Lynn: When will I learn to listen to the book club kids? They have been raving about The False Prince (Scholastic 2012) for months now and I JUST got to it. In my defense, it was in such hot demand that it took me a long time to get it away from the kids. Still, within the first chapter I knew this was my kind of book. Do you know someone looking for a book that is pure fun with an intiguing premise, great characters and wheels within wheels plot? Well, learn from me and don’t wait. This one is curl-up-and-gobble-it-down escapist reading pleasure and I did just that.
The story opens with orphan Sage stealing a roast and running through the town with the butcher hot on his heels. The roast is for all the orphans to share but the butcher turns out to be faster than Sage imagined and he’s only saved from a beating by the sudden appearance of a wealthy nobleman who buys him out of trouble and hauls Sage back to the orphanage. The stranger, it seems, is intent on a mysterious scheme involving 3 other orphaned boys, all of whom look somewhat alike. Hauled off under guard to Connor’s home, the boys learn that one of them is to be chosen to pass himself off as the missing heir to the throne, drowned four years before in a pirate raid. Connor is intent on a speedy training and education program – just 2 weeks to turn a peasant orphan into a prince. There’s plenty of incentive and not just the power and wealth success would bring as it is clear that the unselected boys will be killed. Sage has other plans, as does almost everyone else, and the whole place seethes with secrets, plots and schemes. I challenge you to read the first couple of chapters and not neglect everything else around you while you inhale this fun story. There is an extremely satisfying resolution but this is also the start of a trilogy so clearly much lies ahead and our kids are already asking for the next installment!
While they wait, hand them Megan Whelan Turner’s masterful Thief (Harper/Greenwillow 1996)

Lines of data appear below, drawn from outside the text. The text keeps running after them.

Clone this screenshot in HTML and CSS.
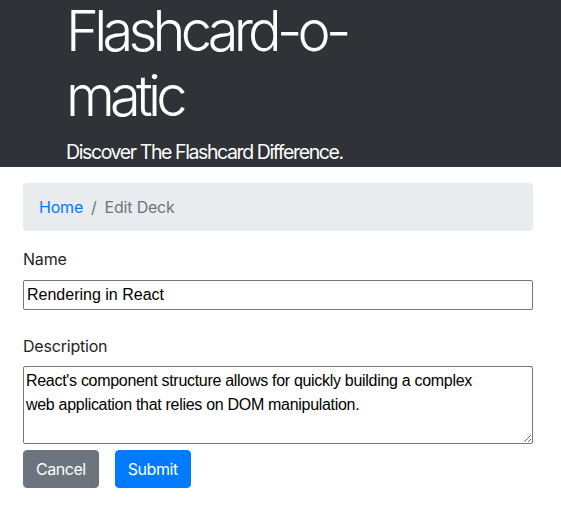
FILE: index.html
```html
<!DOCTYPE html>
<html>
<head>
<meta charset="utf-8">
<link rel="stylesheet" href="styles.css">
</head>
<body>
<header class="jumbo">
  <div class="jumbo-inner">
    <h1 class="title">Flashcard-o-matic</h1>
    <p class="lead">Discover The Flashcard Difference.</p>
  </div>
</header>
<main class="container">
  <nav class="breadcrumb">
    <a class="crumb-link" href="#">Home</a>
    <span class="crumb-sep">/</span>
    <span class="crumb-current">Edit Deck</span>
  </nav>
  <form class="deck-form">
    <div class="field">
      <label class="label" for="name">Name</label>
      <input class="input" id="name" type="text" value="Rendering in React">
    </div>
    <div class="field field-desc">
      <label class="label" for="desc">Description</label>
      <textarea class="textarea" id="desc">React's component structure allows for quickly building a complex web application that relies on DOM manipulation.</textarea>
    </div>
    <div class="actions">
      <button type="button" class="btn btn-secondary">Cancel</button>
      <button type="submit" class="btn btn-primary">Submit</button>
    </div>
  </form>
</main>
</body>
</html>
```
FILE: styles.css
```css
* { box-sizing: border-box; }
html, body {
  margin: 0;
  padding: 0;
  background: #fff;
}
body {
  font-family: Inter, "Noto Sans", sans-serif;
  font-size: 16px;
  line-height: 1.5;
  color: #212529;
}
.jumbo {
  background: #2f3337;
  color: #fff;
  height: 167px;
  overflow: hidden;
}
.jumbo-inner {
  padding: 0 0 0 66px;
}
.title {
  font-size: 56px;
  font-weight: 300;
  line-height: 65px;
  margin: -1px 0 0 0;
  width: 310px;
  letter-spacing: -4.8px;
}
.lead {
  margin: 8px 0 0 0;
  font-size: 19.5px;
  font-weight: 400;
  line-height: 30px;
  letter-spacing: -1.4px;
}
.container {
  padding: 16px 28px 0 23px;
}
.breadcrumb {
  background: #e9ecef;
  border-radius: 4px;
  padding: 12px 16px;
  display: flex;
  align-items: center;
  margin-bottom: 16px;
  height: 48px;
  letter-spacing: -0.2px;
}
.crumb-link {
  color: #007bff;
  text-decoration: none;
}
.crumb-sep {
  color: #6c757d;
  padding: 0 8px;
}
.crumb-current {
  color: #6c757d;
}
.field {
  display: flex;
  flex-direction: column;
}
.label {
  line-height: 24px;
  margin-bottom: 8px;
  letter-spacing: -0.2px;
}
.input {
  font-family: "Liberation Sans", Arial, sans-serif;
  font-size: 16px;
  height: 30px;
  padding: 1px 3px;
  border: 1px solid #767676;
  border-radius: 2px;
  color: #000;
  margin: 1px 0 0 0;
}
.field-desc {
  margin-top: 24px;
}
.textarea {
  font-family: "Liberation Sans", Arial, sans-serif;
  font-size: 16px;
  line-height: 24px;
  height: 78px;
  padding: 2px 40px 2px 2px;
  border: 1px solid #767676;
  border-radius: 2px;
  color: #000;
  margin: 0;
  resize: vertical;
  letter-spacing: -0.3px;
}
.actions {
  display: flex;
  gap: 16px;
  margin-top: 6px;
}
.btn {
  font-family: Inter, "Noto Sans", sans-serif;
  font-size: 16px;
  line-height: 24px;
  padding: 6px 12px;
  border: 1px solid transparent;
  border-radius: 4px;
  color: #fff;
  height: 38px;
  letter-spacing: -0.45px;
}
.btn-secondary {
  background: #6c757d;
  border-color: #6c757d;
}
.btn-primary {
  background: #007bff;
  border-color: #007bff;
}
```
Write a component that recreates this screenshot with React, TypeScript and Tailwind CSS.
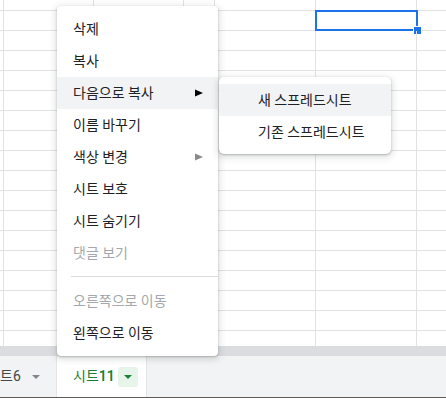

Cindy: The best part about reading this book so late in the year is that the wait for the sequel will not be so long. Never fear, the story-arc here is complete, but I’ve come to care about the characters and can’t wait for the hinted threads to weave themselves into the next installment. Stories about reluctant heroes are some of my favorites and Sage is reluctant for lots of good reasons. Someone killed the King, Queen, and oldest son…what’s to say he won’t be next if he poses as the youngest son, now heir to the throne? Sage values his freedom, and who is less free than a King with the responsibility for his kingdom weighing on his every move? And if the regents believe in the return of Prince Jaron, he will be bound to marry Amarinda…who still loves Jaron’s dead brother. Oh, there is a lot to work out and the puzzles are fun. This is a book many teens will want to reread to see the clues that Nielsen dropped throughout the story. I don’t want to rush my vacation, but I can’t wait to booktalk this when school resumes.